Naïve approach to several groups

Problem

Pelle is interested in the marginal effect of income on amount spent on life insurance. Pelle considers the regression

\[y_i=β_0+ β_1x_i+ε_i\]

Pelle has access to data where each individual is either single, married or divorced. Pelle believes that the marginal effect of income is the same for all individuals, but that the intercept varies between groups.

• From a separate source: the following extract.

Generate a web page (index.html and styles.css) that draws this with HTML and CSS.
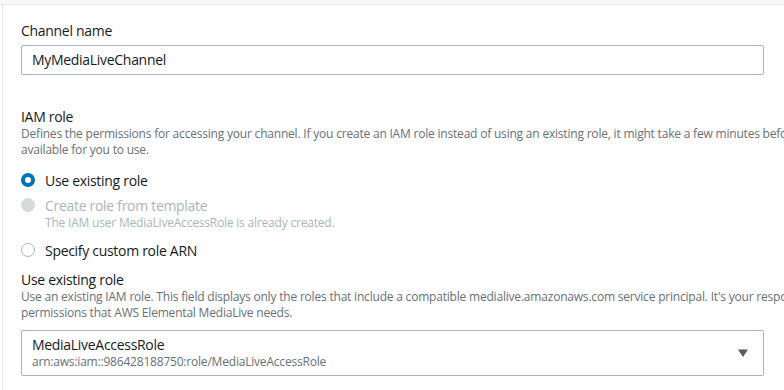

Pelle’s friend Pelle-Jöns suggests creating a dummy variable \(d_i\) which is 1 for single, 2 for married people and 3 for divorced ones. He suggests the regression

\[y_i=β_0+ β_1x_i+β_2d_i+ε_i\]

Is the setup suggested by Pelle-Jöns reasonable? Explain why / why not. If not, suggest a better strategy for estimating \(β_1\) .

Solution

This is a bad idea. The intercept for singles will be \(β_0+β_2\) , the intercept for married will be \(β_0+2β_2\) and the intercept for divorced will be \(β_0+3β_2\) . We are forcing the intercept of married to be exactly in between the intercept of singles and divorced. There is no motivation for this.

Instead, use two dummies, \(d_{1i}\) and \(d_{2i}\) . Run

\[y_i=β_0+ β_1x_i+β_2d_{1i}+β_3d_{2i}+ε_i\]

You can code, for example:

  • Singles: \(d_{1i}=0\) and \(d_{2i}=0\) . Intercept: \(β_0\)
  • Married: \(d_{1i}=1\) and \(d_{2i}=0\) . Intercept: \(β_0+β_2\)
  • Divorced: \(d_{1i}=0\) and \(d_{2i}=1\) . Intercept: \(β_0+β_3\)

I can now get three independent intercepts.